Liz tried new ways of living in an attempt to change her life—going to extremes and traveling the world. And it seems to have worked. But true, lasting change is about integration, about how we live every single day. It lasts because we’re making lifestyle changes that lead us back to our best, most original selves. Diets don’t work because they are faddish and temporary and don’t constitute a true change in the way we live. The same is true of spiritual fads or programs or the latest greatest teaching of the most popular guru or book or Oprah guest.

Lasting change is about integrating what really matters most into our lives.

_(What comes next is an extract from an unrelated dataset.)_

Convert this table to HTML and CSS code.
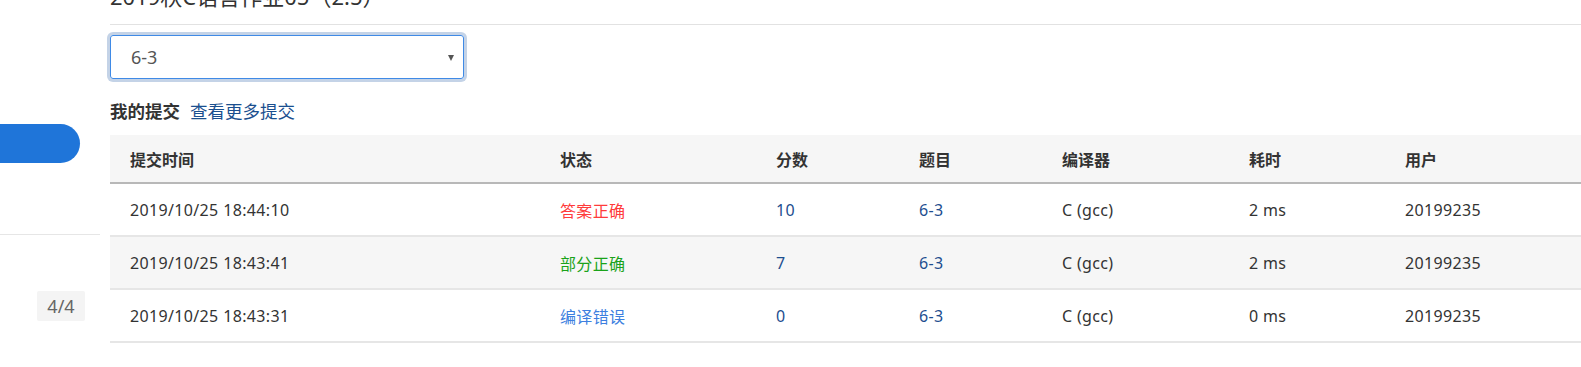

Here’s what I attempt to (and fail to) do every day and what I recommend to you:

Be. Savor every second. Breathe deeply. Empty. Open heart and mind and belt to the wonderful, terrible grace-filled catastrophe of life. Live with abandon. Love with passion and without reservation. Search for God—within and without. Be kind. Be still. Be silent. Be with supportive, nurturing friends. Be alone. Give. Give. Give. Ask. Seek. Knock. Sing. Dance. Make every meal a celebration. Make every day an adventure. Think. Create. Have lots of sex. Dream. Play. Protect the weak and vulnerable. Speak the truth. Fight for justice. Stand up for the oppressed. Be creative. To mine own individual, idiosyncratic self be true.

Only when these things become a way of life—something we live every day, not only on certainly holy days or in certain exotic places—only when eating is praying and everything is love, will we be our best, deepest, most actualized selves and live our best, richest, most meaningful lives.